'''

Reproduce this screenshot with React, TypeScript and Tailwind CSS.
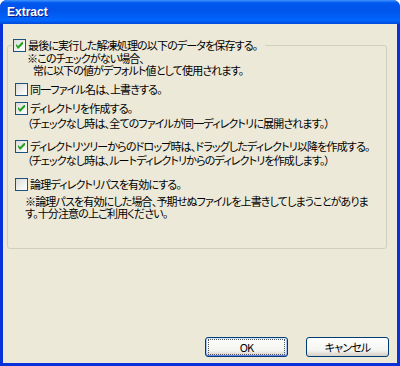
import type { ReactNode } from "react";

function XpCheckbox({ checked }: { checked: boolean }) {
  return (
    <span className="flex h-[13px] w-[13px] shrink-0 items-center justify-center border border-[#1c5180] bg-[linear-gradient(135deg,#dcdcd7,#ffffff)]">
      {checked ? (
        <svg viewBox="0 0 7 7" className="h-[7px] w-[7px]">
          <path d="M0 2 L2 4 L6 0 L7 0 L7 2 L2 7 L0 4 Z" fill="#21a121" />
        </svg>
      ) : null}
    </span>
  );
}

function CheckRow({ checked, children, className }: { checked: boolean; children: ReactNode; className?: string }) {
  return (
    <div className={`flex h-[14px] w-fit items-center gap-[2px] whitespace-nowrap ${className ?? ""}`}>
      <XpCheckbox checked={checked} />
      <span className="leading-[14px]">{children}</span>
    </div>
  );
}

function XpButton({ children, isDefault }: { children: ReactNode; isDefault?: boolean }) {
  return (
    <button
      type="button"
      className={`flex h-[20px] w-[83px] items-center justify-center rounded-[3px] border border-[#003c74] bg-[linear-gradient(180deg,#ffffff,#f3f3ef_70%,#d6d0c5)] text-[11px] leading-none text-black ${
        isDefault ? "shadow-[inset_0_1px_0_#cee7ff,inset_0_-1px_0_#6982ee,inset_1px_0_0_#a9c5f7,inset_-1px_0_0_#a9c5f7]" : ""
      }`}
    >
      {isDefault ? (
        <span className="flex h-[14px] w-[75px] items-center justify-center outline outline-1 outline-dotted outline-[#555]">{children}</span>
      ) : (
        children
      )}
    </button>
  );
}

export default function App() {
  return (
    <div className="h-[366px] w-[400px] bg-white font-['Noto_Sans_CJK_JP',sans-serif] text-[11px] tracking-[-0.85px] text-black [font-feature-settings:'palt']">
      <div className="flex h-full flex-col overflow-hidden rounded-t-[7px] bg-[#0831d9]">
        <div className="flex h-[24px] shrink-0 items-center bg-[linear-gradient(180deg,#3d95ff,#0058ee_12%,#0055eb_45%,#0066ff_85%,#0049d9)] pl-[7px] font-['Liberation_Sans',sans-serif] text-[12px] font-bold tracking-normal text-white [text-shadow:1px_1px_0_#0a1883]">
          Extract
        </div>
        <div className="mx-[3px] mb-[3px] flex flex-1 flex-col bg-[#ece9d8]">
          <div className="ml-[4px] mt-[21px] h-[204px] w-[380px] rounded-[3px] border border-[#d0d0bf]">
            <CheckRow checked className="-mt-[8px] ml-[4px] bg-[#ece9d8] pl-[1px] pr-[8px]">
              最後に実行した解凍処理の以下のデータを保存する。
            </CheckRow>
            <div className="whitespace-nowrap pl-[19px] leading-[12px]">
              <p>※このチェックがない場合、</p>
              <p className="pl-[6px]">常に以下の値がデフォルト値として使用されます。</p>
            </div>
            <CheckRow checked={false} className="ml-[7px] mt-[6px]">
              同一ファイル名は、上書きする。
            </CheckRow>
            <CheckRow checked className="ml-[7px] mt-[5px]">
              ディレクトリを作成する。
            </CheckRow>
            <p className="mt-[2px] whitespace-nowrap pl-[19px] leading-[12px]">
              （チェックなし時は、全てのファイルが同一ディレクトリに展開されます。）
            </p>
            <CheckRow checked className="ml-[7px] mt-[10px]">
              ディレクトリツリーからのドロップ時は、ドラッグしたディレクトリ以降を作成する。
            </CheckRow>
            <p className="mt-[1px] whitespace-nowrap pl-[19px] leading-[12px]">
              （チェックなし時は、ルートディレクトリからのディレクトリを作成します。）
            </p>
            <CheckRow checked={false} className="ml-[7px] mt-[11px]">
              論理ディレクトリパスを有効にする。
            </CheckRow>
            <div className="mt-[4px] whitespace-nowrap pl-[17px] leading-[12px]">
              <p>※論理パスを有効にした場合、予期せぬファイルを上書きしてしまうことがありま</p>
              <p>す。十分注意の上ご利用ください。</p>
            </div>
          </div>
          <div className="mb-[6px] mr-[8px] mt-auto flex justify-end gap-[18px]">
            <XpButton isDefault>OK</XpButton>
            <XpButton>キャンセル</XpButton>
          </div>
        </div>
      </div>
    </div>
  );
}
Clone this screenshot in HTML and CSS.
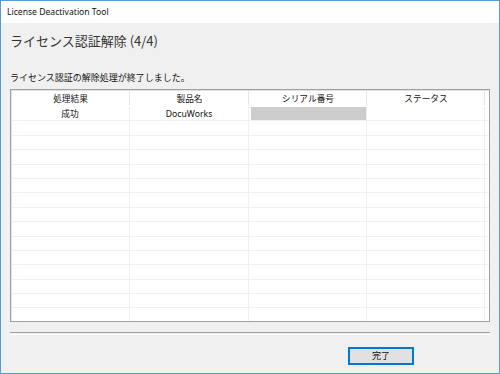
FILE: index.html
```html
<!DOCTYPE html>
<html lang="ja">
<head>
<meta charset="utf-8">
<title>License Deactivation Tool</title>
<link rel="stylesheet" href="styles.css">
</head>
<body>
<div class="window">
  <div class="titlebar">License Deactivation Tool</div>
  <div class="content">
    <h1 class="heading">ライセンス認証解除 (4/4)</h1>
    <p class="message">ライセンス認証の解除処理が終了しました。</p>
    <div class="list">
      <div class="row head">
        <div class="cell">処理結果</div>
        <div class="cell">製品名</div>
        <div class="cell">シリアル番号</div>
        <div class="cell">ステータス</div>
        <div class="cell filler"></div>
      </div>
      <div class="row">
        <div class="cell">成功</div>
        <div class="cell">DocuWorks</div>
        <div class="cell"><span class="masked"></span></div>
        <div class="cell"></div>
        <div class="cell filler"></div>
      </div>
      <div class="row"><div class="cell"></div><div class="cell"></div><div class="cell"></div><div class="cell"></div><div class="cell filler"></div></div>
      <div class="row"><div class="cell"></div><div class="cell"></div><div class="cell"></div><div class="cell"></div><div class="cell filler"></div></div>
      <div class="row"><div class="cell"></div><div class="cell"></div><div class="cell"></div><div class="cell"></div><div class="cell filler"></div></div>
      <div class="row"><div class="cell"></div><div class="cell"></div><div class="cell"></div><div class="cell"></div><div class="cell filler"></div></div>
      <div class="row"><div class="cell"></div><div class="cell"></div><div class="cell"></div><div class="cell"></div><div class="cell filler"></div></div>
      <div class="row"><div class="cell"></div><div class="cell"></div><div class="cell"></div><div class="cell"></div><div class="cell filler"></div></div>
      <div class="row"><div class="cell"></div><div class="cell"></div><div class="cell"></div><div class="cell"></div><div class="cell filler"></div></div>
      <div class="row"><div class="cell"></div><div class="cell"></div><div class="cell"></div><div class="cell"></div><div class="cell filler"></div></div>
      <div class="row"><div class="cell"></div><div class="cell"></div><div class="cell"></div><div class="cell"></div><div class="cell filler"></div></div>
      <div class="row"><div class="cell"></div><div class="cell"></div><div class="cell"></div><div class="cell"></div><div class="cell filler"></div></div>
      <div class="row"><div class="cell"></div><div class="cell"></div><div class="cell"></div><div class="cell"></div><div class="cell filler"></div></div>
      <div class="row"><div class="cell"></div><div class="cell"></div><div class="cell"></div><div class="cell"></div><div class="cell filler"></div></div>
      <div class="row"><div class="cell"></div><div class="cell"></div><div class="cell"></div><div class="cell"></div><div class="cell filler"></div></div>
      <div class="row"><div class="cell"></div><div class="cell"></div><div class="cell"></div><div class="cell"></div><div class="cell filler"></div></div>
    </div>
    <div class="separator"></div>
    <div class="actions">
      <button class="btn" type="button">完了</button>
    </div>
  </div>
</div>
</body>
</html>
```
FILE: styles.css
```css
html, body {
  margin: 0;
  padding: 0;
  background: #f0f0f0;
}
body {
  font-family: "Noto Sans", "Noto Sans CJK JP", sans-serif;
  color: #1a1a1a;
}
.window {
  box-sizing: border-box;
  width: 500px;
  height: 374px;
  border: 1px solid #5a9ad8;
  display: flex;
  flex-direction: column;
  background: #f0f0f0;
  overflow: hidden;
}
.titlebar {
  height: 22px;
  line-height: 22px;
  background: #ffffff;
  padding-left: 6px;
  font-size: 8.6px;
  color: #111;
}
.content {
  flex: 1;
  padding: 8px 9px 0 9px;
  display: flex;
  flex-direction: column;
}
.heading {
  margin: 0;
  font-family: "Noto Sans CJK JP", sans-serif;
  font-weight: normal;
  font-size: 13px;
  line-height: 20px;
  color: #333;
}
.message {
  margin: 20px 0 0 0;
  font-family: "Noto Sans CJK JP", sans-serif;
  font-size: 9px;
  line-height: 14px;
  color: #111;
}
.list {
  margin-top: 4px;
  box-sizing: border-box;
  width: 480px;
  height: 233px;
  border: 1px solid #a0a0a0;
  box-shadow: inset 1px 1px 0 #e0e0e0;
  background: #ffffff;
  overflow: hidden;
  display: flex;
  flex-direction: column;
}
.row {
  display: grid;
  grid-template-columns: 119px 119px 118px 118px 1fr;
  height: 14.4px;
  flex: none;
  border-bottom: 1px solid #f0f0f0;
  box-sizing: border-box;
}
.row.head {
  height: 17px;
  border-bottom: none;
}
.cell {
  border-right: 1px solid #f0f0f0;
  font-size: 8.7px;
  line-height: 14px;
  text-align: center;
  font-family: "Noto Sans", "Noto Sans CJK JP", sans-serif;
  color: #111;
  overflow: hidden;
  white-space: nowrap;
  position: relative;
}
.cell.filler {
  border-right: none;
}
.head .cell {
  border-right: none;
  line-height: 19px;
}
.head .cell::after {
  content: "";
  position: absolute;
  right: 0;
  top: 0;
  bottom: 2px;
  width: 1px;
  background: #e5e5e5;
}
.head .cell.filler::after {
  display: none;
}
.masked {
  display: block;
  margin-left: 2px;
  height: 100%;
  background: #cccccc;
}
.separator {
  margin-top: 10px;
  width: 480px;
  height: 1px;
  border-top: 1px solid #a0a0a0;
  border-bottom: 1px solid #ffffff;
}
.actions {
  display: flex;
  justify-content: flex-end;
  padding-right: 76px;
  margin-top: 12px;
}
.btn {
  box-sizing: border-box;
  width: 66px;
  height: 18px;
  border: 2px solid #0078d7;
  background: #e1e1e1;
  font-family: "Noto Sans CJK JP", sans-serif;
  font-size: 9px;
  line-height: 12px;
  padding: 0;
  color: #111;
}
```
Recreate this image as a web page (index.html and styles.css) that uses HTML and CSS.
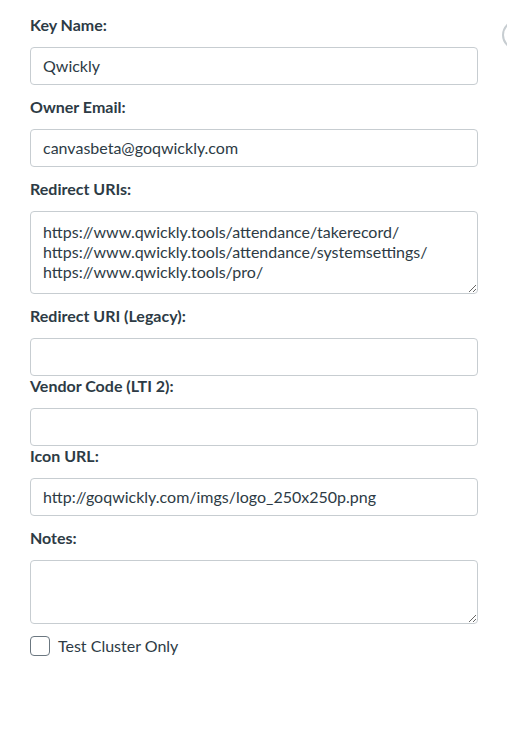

'''

Report every line containing the word "styles" from the listing above.

**The response**
<link rel="stylesheet" href="styles.css">
FILE: styles.css
Recreate this image as a web page (index.html and styles.css) that uses HTML and CSS.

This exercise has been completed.